§ **Exercise brief**
Look through the material below. Copy every line with the string "that" in it.

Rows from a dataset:
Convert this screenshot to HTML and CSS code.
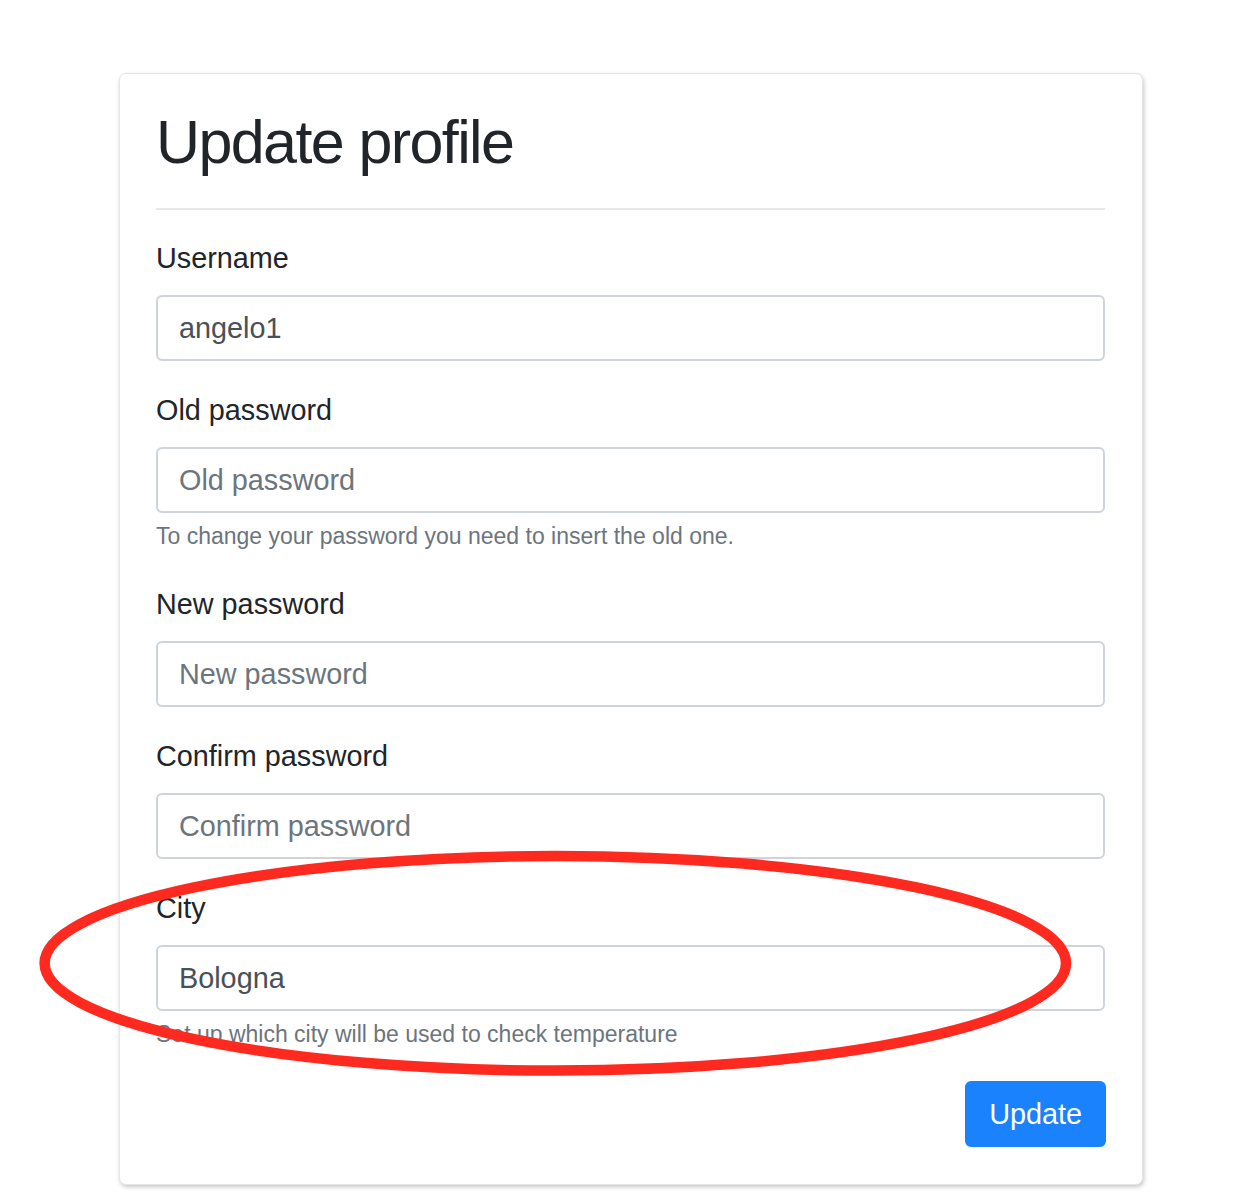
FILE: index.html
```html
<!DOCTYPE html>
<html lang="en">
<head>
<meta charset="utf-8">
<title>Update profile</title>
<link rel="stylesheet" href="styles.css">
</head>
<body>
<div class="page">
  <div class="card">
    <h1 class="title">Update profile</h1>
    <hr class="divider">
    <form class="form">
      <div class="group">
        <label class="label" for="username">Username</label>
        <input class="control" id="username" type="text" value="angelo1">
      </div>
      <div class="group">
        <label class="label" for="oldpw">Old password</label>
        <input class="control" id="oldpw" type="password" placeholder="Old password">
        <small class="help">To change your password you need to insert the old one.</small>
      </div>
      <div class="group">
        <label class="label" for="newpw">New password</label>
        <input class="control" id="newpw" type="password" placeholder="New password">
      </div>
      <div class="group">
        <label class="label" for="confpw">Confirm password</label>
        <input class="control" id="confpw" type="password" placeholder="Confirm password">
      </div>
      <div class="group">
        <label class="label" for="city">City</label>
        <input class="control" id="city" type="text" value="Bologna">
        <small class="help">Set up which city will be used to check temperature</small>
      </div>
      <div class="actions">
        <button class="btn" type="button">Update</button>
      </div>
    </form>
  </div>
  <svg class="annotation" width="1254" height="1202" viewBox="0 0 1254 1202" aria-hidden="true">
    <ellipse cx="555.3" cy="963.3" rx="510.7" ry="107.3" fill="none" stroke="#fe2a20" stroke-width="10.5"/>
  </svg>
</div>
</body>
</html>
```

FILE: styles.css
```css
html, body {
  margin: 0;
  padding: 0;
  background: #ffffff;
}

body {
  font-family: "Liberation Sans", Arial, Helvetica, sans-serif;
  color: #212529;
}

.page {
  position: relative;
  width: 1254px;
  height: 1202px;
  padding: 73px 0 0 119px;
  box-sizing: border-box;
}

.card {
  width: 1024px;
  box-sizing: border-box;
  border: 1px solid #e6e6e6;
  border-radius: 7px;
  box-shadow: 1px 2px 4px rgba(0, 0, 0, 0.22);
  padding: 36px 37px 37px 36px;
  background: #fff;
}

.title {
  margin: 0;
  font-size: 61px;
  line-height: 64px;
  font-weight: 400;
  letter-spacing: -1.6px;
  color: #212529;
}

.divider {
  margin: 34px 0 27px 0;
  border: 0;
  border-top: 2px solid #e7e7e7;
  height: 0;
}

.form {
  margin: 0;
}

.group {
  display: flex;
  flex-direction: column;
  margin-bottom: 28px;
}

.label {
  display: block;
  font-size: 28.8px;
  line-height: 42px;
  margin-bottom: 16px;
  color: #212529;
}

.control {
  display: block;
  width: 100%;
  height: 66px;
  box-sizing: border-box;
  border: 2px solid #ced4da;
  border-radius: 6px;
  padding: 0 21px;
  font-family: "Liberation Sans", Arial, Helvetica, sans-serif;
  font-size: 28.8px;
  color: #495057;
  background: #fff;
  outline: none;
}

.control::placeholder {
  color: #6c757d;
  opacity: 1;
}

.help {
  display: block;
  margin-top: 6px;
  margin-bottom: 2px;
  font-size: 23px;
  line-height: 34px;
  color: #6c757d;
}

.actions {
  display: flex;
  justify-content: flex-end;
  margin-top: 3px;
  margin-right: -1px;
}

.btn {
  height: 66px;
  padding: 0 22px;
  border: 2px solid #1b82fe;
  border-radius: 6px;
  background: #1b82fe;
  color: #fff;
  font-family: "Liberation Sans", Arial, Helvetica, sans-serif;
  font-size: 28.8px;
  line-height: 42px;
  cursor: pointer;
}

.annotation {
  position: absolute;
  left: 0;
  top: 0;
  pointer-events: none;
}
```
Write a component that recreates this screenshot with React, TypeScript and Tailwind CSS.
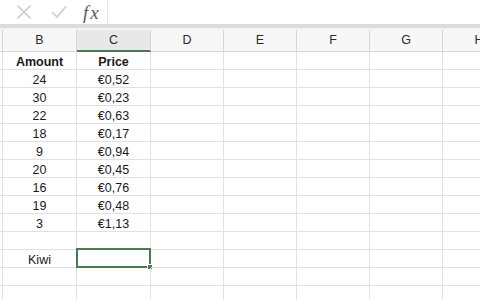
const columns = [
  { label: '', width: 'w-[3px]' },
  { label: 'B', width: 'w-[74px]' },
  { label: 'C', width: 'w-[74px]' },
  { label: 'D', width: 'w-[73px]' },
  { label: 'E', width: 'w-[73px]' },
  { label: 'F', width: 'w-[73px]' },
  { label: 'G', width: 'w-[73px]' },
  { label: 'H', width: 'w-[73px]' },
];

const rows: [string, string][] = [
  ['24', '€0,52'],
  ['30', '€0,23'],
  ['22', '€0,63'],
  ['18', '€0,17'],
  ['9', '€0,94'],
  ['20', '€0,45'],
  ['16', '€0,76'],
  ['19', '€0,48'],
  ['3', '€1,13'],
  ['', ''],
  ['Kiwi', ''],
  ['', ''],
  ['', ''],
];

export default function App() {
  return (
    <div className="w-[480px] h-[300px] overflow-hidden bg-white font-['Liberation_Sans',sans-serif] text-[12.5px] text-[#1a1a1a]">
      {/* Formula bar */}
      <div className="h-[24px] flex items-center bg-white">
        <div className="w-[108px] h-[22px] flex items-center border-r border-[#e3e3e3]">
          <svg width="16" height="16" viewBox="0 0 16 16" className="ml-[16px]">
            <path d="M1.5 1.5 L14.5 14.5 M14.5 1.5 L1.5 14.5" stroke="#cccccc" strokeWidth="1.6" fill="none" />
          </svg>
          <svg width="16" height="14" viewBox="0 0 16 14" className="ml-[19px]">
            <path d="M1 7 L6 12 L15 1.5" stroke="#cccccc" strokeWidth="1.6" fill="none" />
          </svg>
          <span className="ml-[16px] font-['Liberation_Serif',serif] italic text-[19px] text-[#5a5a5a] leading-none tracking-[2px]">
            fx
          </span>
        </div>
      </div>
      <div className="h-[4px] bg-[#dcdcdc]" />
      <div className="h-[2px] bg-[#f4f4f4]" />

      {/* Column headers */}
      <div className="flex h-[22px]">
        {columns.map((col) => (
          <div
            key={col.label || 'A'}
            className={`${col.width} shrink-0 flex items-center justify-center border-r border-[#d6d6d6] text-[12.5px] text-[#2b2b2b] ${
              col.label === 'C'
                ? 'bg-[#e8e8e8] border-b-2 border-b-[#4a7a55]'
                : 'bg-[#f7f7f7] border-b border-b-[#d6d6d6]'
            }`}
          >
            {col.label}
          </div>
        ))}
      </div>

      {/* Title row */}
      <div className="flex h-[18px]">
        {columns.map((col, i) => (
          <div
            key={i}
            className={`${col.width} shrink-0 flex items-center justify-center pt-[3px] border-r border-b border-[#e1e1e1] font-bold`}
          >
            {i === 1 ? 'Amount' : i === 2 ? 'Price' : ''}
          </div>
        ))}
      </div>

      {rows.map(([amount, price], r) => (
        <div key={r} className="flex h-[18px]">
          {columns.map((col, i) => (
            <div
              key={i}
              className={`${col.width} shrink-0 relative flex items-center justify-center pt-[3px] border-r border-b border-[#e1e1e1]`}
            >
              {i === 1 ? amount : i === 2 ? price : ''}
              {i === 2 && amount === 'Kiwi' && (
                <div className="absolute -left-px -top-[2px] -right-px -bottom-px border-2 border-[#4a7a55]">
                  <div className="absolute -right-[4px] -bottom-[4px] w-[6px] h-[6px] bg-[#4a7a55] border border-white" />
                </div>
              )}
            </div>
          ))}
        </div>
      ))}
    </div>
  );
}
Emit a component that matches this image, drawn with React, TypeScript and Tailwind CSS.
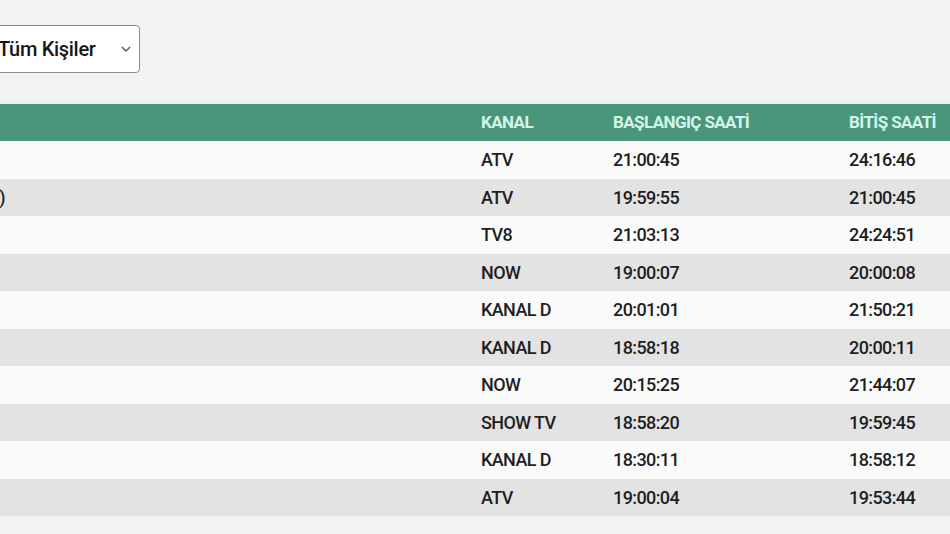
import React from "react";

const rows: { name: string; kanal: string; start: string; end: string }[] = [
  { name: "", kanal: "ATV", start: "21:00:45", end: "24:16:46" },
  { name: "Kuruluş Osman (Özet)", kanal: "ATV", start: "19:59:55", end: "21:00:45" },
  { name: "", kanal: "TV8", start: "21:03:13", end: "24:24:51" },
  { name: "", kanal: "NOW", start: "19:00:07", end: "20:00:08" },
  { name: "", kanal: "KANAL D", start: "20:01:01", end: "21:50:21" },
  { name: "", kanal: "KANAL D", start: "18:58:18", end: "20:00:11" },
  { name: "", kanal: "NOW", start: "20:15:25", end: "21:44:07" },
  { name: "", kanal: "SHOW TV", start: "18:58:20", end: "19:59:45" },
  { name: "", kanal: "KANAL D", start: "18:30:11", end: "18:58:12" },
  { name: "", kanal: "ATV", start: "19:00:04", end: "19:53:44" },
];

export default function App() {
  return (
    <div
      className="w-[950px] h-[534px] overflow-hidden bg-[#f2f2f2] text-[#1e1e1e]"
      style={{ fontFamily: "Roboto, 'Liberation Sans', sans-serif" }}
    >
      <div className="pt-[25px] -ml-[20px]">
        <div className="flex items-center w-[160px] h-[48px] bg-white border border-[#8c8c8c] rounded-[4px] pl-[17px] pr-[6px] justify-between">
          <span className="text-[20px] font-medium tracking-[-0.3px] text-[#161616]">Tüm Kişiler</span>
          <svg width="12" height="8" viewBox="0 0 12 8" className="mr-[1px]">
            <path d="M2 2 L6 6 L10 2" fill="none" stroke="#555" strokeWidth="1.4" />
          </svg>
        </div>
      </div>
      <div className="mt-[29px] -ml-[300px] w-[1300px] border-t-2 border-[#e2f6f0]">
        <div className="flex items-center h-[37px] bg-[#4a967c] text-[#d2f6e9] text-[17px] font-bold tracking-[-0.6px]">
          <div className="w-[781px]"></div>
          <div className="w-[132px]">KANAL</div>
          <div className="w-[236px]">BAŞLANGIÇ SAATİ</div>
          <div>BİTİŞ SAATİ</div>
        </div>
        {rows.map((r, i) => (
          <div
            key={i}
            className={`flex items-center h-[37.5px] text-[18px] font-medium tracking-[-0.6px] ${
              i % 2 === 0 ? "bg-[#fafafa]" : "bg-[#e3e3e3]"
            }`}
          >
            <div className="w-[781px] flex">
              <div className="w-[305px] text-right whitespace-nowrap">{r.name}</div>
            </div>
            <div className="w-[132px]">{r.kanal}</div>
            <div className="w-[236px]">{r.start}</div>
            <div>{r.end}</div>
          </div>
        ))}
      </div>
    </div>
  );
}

§ **Exercise result**
Write a component that recreates this screenshot with React, TypeScript and Tailwind CSS.
Emit a component that matches this image, drawn with React, TypeScript and Tailwind CSS.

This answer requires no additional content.